Final Project Guidelines

0.1 Your Task

For this project, you are expected to use a two-way ANOVA to investigate the relationship between one numerical response variable and two categorical explanatory variables. You are permitted to use the same dataset as your Midterm Project, so long as there are at least two categorical variables to choose from.

Note

If you would like to analyze a discrete numerical variable (e.g., number of pets) as a categorical variable, you will need to convert that variable into a categorical variable in R as R assumes all variables with numbers should be numerical.

You will need Dr. Theobold’s help to perform this task. Dr. Theobold will work with you to convert your variable as long as you request help before Friday at 4pm.

1 Introduction

1.1 Data Description

In 4-6 sentences describe:

  • how the data were collected
  • the context of the data (e.g., are the data from from a published study?)
  • the background of the research problem (e.g., why were the data collected?)

1.2 Questions of Interest

State the question(s) of interest you will address with your statistical analysis. The more specific you define the question of interest here, the easier the rest of the analysis and report will be. The research questions should start with, “What is the relationship between…” and should be as specific as possible. Your Findings section should directly address the question(s) you pose here.

Multiple research questions

This week you are starting with research questions are appropriate for the one-way ANOVA models you are fitting. However, you may find that you need to add research questions based on the models you fit in Week 10!

2 Methods

This section should lay out the steps, decisions, and logic leading to the statistical model you will use to answer the research question of interest.

  • Describe the response and explanatory variables, how they were measured and their associated units. For categorical variables, describe the levels of the categorical variable.

  • Produce data visualizations exploring the relationship(s) you are interested in investigating, contrasting the need for a second explanatory variable. For your project everyone will have three visualizations:

    • a visualization of the relationship between your response variable and explanatory variable 1
    • a visualization of the relationship between your response variable and explanatory variable 2
    • a visualization of the relationship between your response variable and both explanatory variables
Visualizations with categorical variables

In Lab 3 you learned how to make density ridge plots, the most recommended visualization for numerical and categorical variables. For your project you are required to use density ridge plots. If you are unsure how to accomplish this task, look back over Lab 3 and the Week 3 R resources.

Every visualization should have nicely formatted axis labels!

  • Describe what you see in the visualizations, making direct references to the plots!

  • Outline the statistical model you will use to answer the question(s) of interest that you stated previously.

Not visually selecting a model

Unlike the Midterm Project, you will not be choosing what statistical model to fit based on the visualizations. Everyone will be starting with two one-way ANOVA models to analyze their data!

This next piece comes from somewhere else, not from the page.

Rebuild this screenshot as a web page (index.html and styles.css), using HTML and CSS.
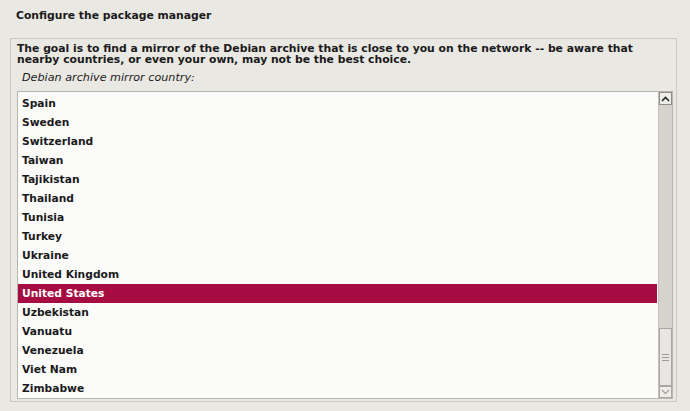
FILE: index.html
```html
<!DOCTYPE html>
<html>
<head>
<meta charset="utf-8">
<link rel="stylesheet" href="styles.css">
</head>
<body>
<div class="title">Configure the package manager</div>
<div class="panel">
  <div class="desc">The goal is to find a mirror of the Debian archive that is close to you on the network -- be aware that nearby countries, or even your own, may not be the best choice.</div>
  <div class="label">Debian archive mirror country:</div>
  <div class="list">
    <div class="rows">
      <div class="row">Spain</div>
      <div class="row">Sweden</div>
      <div class="row">Switzerland</div>
      <div class="row">Taiwan</div>
      <div class="row">Tajikistan</div>
      <div class="row">Thailand</div>
      <div class="row">Tunisia</div>
      <div class="row">Turkey</div>
      <div class="row">Ukraine</div>
      <div class="row">United Kingdom</div>
      <div class="row selected">United States</div>
      <div class="row">Uzbekistan</div>
      <div class="row">Vanuatu</div>
      <div class="row">Venezuela</div>
      <div class="row">Viet Nam</div>
      <div class="row">Zimbabwe</div>
    </div>
    <div class="scrollbar">
      <div class="btn up"><svg width="9" height="6" viewBox="0 0 9 6"><path d="M1 5 L4.5 1.5 L8 5" fill="none" stroke="#2a2a2a" stroke-width="1.6"/></svg></div>
      <div class="trough"></div>
      <div class="thumb"><span class="grip"></span><span class="grip"></span><span class="grip"></span></div>
      <div class="btn down"><svg width="9" height="6" viewBox="0 0 9 6"><path d="M1 1 L4.5 4.5 L8 1" fill="none" stroke="#a9a7a2" stroke-width="1.4"/></svg></div>
    </div>
  </div>
</div>
</body>
</html>
```
FILE: styles.css
```css
html, body {
  margin: 0;
  padding: 0;
}
body {
  width: 690px;
  height: 411px;
  background: #e9e8e3;
  font-family: "DejaVu Sans", sans-serif;
  color: #1a1a1a;
  overflow: hidden;
}
.title {
  font-weight: bold;
  font-size: 10.8px;
  line-height: 13px;
  padding: 9px 0 0 16px;
  height: 16px;
}
.panel {
  margin: 13px 0 0 10px;
  width: 667px;
  height: 364px;
  border: 1px solid #cac7c0;
  box-sizing: border-box;
  padding: 4px 0 0 6px;
}
.desc {
  font-weight: bold;
  font-size: 10.8px;
  line-height: 11px;
  width: 632px;
}
.label {
  font-style: italic;
  font-size: 11.2px;
  line-height: 12px;
  margin-top: 7px;
  padding-left: 5px;
  color: #222;
}
.list {
  margin-top: 7px;
  width: 656px;
  height: 308px;
  border: 1px solid #b9b6af;
  box-sizing: border-box;
  display: flex;
  background: #fbfbfa;
}
.rows {
  flex: 1;
  padding-top: 2px;
}
.row {
  height: 19px;
  line-height: 19px;
  font-weight: bold;
  font-size: 10.7px;
  padding-left: 4px;
  margin-right: 1px;
}
.row.selected {
  background: #a60c41;
  color: #ffffff;
}
.scrollbar {
  width: 14px;
  display: flex;
  flex-direction: column;
  background: #d6d3cd;
  border-left: 1px solid #c5c2bb;
  box-sizing: border-box;
}
.btn {
  height: 13px;
  background: #eeede9;
  border: 1px solid #8f8d88;
  box-sizing: border-box;
  display: flex;
  align-items: center;
  justify-content: center;
}
.btn.down {
  height: 12px;
  border-color: #a8a6a1;
}
.trough {
  flex: 1;
}
.thumb {
  height: 58px;
  background: #e8e6e2;
  border: 1px solid #a9a7a2;
  box-sizing: border-box;
  display: flex;
  flex-direction: column;
  align-items: center;
  justify-content: center;
  gap: 2px;
}
.grip {
  width: 7px;
  height: 1px;
  background: #9c9a95;
}
```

  • Evaluate the conditions of the statistical model you propose to use
Condition violations

If you find through the study design and / or your visualizations that certain model conditions are violated, you are expected to do your best to remedy these violations. If you need help figuring out how to do this, email Dr. Theobold!

3 Findings

In this section you will write up your findings for your question of interest. I’ve created an example of how this section could look in this document.

Caution

You must state what \(\alpha\) threshold was used when reaching your hypothesis test decisions.

3.1 One-Way ANOVA Model

Everyone starts here! In this section, you need to do the following:

  • Fit a one-way ANOVA model
  • Obtain the ANOVA table for the model
  • Based on the ANOVA table, state what decision was reached for the hypothesis in the one-way ANOVA model
  • Based on the decision you made, state what you can conclude regarding the relationship between your variables

3.2 Conclusions

Based on the results of your analysis what is your conclusion for the questions of interest? Connect your conclusion(s) to the relationships you saw in the visualizations you made.

In this section you should also describe whether you believe the tests you performed are “reliable”. Meaning, did you violate any of the conditions required of a one-way ANOVA model?

4 Scope of Inference

Write a 4-5 sentence statement on what can be inferred from the design of the study and the results of your statistical analysis. Specifically, answer these two questions and comment on their implications:

  • Based on the sampling method used, what larger population can you infer the results or your analysis onto?
Tip

Your statement needs to include a description of (1) how the data were collected, and (2) the population to whom the results can be applied. You must justify your reasoning for #2 using information from the design of the study.

  • Based on the design of the study, what type of statements can be made about the relationship between the explanatory and response variables?
Tip

Your statement needs to include a description of (1) how the study was designed, and (2) what statements can be made about the relationship between the variables. You must justify your reasoning for #2 by making direct reference to the variables included in the study. General statements about “this was an observational study” are insufficient.